EDIT - if I want to get really technical, the original Endless Quest books were my true intro to D&D. I still until this day have great admiration for Return to Brookmere, the lone elf in the elf kingdom overrun by evil humanoids.
 

MNblockhead

A Title Much Cooler Than Anything on the Old Site
The edition that I started with is not the same as the edition I grew up with. Red Box is what drew me into this wonderful hobby, but I grew up with 1e until I grew out of it and expanded into other systems.
 

Undrave

Explorer
My first RPG wasn't D&D, though I had heard of it. In 6th-7th grade I DM'd for a friend who controlled a full part of adventurers playing the british RPG Dragon Warriors (not to be confused with the American titles of the first few Dragon Quest games).

I got my first set of polyhedral dice for this game. It included a rather unusual D20 that doesn't have opposing sides adding up to 21, nor the sequential nature of M:TG life counting D20... I still have the whole set today!

We mostly did dungeon crawls, very puzzle, little social and I completely misread the XP rule and the characters became WAY too strong too quickly to the point where I had to make up stronger and stronger creatures... usually Dragons with additional heads.
 

joshinminn

Explorer
I carried that red Basic set everywhere. I can still pick out each of the dice that came in it from my now-large dice bag. I remember reading it over and over and over. I was so excited to get each successive set, all the way up to Immortal. I cannot believe that I sold them all when the Rules Compendium came out. I wish I had them all.
 

Ulfgeir

Explorer
Started playing with 1st ed AD&D. The one I have played the most though is 2nd ed. Then played a little bit with 3rd, and even less with 4th (It is a computergame without a computer imo). Then played 5th.

We played Pathfinder 1e instead of of 4rth ed.

Yes I have played a little bit of BECMI as well, but did that concurrently as 1e AD&D.
 

3catcircus

Explorer
I started with BECMI back in 1983. Was at Epcot and saw a cool looking handheld video game involving dragons and knights being sold for $20 but left my cash at the hotel.
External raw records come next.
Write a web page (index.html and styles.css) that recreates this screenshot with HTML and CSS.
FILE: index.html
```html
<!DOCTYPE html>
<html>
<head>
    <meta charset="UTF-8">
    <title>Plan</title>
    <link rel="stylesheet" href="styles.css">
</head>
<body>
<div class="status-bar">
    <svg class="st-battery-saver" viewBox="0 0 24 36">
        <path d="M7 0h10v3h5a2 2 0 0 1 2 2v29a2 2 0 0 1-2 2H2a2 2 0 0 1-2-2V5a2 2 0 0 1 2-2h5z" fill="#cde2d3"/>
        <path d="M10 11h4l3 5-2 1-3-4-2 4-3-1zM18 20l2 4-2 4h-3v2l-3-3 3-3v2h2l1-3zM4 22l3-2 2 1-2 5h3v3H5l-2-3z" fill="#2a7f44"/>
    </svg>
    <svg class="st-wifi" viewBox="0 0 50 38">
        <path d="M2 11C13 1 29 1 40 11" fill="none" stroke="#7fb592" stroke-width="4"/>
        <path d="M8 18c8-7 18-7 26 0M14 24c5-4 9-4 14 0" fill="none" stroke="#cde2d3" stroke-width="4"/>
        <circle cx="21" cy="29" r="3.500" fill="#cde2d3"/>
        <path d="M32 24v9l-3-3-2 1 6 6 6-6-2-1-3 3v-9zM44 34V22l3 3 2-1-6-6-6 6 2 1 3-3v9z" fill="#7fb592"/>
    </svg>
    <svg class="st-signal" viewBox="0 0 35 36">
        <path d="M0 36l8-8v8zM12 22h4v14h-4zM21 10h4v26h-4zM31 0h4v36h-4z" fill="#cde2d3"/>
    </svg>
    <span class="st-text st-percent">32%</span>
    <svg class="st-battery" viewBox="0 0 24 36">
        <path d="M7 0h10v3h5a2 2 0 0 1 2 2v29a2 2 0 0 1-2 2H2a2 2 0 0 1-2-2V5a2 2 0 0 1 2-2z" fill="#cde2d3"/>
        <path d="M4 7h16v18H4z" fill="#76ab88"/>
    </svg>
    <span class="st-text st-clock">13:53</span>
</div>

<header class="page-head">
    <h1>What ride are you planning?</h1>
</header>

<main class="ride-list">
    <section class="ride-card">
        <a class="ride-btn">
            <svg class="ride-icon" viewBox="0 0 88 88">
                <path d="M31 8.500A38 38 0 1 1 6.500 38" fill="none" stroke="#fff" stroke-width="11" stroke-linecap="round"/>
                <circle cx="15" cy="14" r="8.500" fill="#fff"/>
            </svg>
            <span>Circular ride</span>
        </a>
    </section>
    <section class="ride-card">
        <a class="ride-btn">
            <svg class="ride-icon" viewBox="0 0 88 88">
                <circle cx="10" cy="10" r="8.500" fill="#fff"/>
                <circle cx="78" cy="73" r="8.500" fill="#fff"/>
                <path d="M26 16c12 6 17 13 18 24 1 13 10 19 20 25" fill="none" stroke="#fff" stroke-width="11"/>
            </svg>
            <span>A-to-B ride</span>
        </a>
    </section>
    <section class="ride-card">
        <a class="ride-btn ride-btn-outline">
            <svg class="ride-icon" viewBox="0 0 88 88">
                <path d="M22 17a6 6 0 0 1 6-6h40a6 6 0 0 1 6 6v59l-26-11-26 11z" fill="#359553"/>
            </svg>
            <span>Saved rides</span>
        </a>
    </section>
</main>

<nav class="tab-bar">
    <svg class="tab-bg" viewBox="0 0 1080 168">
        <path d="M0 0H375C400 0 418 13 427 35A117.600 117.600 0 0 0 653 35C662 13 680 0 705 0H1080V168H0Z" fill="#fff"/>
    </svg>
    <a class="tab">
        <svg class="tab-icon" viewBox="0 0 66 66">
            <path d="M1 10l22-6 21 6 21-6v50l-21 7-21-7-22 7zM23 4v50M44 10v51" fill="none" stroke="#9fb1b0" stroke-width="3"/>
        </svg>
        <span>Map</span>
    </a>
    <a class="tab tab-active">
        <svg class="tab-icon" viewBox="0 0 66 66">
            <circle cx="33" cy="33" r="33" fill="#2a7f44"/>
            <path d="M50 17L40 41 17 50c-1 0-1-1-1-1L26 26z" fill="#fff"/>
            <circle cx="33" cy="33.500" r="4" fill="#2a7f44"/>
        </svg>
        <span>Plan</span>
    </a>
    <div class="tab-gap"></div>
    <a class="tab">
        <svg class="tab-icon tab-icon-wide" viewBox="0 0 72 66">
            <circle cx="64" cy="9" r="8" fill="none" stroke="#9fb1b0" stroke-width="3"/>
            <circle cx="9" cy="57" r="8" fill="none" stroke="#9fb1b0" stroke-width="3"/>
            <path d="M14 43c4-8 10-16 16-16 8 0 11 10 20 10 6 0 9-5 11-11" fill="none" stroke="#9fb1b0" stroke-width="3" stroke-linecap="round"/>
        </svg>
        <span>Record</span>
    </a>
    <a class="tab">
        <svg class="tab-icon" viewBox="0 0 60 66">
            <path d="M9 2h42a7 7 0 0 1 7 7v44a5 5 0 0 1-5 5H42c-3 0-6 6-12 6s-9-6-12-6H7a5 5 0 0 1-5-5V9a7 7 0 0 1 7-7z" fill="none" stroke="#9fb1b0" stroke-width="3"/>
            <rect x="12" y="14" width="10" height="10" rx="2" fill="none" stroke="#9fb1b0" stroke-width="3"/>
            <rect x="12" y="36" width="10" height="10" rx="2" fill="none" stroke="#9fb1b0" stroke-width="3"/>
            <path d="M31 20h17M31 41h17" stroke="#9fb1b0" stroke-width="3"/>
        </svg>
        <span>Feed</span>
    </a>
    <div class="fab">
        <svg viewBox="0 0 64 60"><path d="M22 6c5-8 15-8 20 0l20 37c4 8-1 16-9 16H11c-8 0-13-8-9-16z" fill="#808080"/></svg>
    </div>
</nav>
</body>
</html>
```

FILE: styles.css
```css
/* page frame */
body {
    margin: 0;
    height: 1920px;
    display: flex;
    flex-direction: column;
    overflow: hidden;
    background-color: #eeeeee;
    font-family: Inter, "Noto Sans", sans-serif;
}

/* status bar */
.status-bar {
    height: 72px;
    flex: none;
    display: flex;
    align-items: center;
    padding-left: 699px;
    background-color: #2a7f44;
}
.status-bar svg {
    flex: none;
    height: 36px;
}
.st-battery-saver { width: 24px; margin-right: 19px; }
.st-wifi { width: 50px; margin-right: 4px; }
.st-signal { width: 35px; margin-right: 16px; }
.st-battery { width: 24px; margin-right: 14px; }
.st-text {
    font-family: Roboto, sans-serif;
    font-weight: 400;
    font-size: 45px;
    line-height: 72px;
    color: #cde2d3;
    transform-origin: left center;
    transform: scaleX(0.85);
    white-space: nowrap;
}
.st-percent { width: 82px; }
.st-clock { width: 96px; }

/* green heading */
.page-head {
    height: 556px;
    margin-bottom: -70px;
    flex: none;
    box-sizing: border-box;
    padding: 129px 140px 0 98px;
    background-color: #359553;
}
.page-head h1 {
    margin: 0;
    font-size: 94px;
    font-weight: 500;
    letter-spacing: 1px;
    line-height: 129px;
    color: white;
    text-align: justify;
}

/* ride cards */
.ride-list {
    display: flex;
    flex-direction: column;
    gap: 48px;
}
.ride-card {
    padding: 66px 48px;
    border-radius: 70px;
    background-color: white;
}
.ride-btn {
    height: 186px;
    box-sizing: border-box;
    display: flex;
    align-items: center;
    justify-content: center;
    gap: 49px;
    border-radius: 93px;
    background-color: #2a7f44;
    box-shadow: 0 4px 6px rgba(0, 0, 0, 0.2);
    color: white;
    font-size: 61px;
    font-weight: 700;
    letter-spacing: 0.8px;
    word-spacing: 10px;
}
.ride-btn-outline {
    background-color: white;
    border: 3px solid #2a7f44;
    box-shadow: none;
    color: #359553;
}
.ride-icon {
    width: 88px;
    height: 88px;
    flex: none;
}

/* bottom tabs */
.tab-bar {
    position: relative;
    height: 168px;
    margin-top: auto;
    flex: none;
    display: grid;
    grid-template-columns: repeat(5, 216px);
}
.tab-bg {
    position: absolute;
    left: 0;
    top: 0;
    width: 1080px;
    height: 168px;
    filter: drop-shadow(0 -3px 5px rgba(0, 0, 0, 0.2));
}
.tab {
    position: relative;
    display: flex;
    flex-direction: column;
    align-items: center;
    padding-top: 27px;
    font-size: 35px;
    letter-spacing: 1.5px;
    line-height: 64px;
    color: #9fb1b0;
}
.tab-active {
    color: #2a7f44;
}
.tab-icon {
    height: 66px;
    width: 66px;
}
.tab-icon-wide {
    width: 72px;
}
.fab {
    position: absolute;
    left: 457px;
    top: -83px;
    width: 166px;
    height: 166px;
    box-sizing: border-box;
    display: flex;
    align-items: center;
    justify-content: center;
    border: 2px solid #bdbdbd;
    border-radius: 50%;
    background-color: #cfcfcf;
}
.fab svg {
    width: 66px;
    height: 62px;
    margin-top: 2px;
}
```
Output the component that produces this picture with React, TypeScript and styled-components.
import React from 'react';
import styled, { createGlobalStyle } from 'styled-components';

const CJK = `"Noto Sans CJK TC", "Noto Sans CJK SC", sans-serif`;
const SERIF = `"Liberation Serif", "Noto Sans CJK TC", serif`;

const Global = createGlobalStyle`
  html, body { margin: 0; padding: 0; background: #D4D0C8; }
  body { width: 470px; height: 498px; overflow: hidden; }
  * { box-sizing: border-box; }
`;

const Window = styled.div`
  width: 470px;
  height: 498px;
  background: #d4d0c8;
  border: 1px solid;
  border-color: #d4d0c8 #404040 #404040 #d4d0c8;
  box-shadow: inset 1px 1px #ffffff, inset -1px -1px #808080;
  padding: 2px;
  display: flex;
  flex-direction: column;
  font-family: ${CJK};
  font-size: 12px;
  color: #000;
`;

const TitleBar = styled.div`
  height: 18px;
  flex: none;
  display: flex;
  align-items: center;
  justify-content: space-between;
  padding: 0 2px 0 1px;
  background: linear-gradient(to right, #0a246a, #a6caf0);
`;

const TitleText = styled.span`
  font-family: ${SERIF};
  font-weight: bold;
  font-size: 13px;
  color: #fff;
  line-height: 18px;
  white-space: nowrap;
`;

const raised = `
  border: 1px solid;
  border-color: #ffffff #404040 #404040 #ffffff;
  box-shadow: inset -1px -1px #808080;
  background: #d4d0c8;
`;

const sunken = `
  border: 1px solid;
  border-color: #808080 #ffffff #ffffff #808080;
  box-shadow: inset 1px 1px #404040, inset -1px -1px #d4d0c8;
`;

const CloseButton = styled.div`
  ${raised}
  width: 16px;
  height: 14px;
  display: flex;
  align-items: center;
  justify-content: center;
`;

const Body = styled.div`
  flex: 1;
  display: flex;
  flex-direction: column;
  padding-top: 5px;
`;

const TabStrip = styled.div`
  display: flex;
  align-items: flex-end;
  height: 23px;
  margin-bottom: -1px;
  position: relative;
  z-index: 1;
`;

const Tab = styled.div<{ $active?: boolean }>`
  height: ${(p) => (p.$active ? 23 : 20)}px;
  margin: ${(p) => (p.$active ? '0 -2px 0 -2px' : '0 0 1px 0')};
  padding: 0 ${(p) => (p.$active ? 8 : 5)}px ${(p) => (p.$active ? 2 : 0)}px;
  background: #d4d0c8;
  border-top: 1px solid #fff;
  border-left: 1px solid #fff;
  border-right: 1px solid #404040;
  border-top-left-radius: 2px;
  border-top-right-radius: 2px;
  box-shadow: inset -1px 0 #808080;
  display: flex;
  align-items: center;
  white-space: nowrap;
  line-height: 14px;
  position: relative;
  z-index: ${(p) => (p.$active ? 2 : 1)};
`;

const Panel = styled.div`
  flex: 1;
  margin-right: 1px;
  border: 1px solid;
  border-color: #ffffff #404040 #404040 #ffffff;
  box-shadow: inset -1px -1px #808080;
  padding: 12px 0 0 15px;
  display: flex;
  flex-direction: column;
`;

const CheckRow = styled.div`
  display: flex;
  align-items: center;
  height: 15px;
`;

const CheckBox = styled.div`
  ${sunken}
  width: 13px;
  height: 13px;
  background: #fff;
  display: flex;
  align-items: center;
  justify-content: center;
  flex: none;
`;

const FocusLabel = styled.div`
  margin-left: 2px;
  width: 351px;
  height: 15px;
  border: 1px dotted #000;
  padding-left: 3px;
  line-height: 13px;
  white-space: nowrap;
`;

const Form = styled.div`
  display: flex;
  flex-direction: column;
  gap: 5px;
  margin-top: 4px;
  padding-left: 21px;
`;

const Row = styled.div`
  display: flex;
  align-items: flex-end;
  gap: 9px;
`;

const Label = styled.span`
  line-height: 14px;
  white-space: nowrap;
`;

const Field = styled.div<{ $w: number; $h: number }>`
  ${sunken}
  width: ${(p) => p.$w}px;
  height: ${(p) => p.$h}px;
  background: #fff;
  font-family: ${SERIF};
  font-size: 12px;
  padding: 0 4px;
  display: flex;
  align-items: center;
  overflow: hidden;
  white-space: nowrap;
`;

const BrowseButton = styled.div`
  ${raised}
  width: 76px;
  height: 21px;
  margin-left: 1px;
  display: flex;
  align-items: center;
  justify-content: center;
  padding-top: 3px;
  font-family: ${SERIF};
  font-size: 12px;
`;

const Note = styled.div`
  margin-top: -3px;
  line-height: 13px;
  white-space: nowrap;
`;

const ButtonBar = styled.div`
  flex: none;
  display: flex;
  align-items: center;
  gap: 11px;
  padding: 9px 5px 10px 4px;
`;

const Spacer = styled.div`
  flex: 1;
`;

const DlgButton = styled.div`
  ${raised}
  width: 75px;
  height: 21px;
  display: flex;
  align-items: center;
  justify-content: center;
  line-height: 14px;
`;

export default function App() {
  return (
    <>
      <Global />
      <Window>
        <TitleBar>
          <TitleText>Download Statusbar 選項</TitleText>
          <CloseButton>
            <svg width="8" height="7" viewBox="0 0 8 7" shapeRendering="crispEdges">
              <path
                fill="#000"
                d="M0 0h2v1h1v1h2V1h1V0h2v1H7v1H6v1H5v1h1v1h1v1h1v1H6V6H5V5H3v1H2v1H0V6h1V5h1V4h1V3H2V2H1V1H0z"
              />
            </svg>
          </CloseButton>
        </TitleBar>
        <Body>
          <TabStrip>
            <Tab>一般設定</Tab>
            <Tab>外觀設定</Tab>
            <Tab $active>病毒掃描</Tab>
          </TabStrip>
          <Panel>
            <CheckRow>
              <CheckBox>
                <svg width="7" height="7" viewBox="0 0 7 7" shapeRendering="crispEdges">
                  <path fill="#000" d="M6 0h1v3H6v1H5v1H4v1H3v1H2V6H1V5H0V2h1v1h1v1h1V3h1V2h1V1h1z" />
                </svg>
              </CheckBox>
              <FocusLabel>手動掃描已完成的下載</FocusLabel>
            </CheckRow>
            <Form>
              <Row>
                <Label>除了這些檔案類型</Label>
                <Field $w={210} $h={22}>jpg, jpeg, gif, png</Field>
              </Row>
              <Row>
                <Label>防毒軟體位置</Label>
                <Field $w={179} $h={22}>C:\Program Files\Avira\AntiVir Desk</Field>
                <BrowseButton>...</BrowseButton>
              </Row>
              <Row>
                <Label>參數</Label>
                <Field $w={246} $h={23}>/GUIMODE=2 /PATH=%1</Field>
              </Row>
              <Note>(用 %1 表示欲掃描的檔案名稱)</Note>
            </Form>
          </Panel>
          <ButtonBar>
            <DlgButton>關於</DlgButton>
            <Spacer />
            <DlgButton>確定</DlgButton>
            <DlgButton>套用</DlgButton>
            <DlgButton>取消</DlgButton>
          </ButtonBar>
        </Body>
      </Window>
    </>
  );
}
Parents refused to loan me the money. When I got back home I searched and searched to find this game and stumbled upon the Basic Set being sold in Walgreens. Didn't know the difference between the Moldvay and Mentzer versions being sold side by side and since they were $9.99 each I got both and was quickly hooked. Several visits to Lionel Playworld to buy modules (at $4.95 each - a price that was almost armed robbery to a 12 year old) then led me to Warwick Hobbies where I discovered AD&D, Rolemaster, Star Frontiers and Top Secret.

That led to my teen years buying pretty much everything published for BECMI and AD&D. When Lionel was going out of business, I think I bought a copy of every single module that I didn't already have (I think it was like 12 modules) for the princely sum of $3 total.
 

Ogre Mage

Explorer
Anyhow, when did you jump on the train?

1E around 1986. There was a group of us in elementary school that would play.

What did you grow up with?

For me it was 2E. I was in middle school when 2E dropped in 1989. That edition took me from middle school, through high school and my undergraduate college years and into my first job post-college. I played off-and-on throughout those years, from one-shots to year-long campaigns.

While I have fond memories of the campaigns I played in during those years, I have no nostalgia for the D&D game rules of that era, which I now see as both counter-intuitive and a hot mess. And while I was unaware of it at the time, TSR's corporate culture certainly left something to be desired. Lorraine Williams might as well be She Who Shall Not Be Named to some gamers from that era.

During which edition were you indoctrinated?

I'd say 3.X. By the time 3E came out in 2000, I was an adult. It was clear that D&D was not just a fad of youth for me. I began playing with other adults who took the game seriously. I played 3.X intensely from 2001-2006 and spent hours working on my characters.

Which edition is "home"?

5E, I like it the best. I no longer have the patience for the number-crunching of 3.X, lol.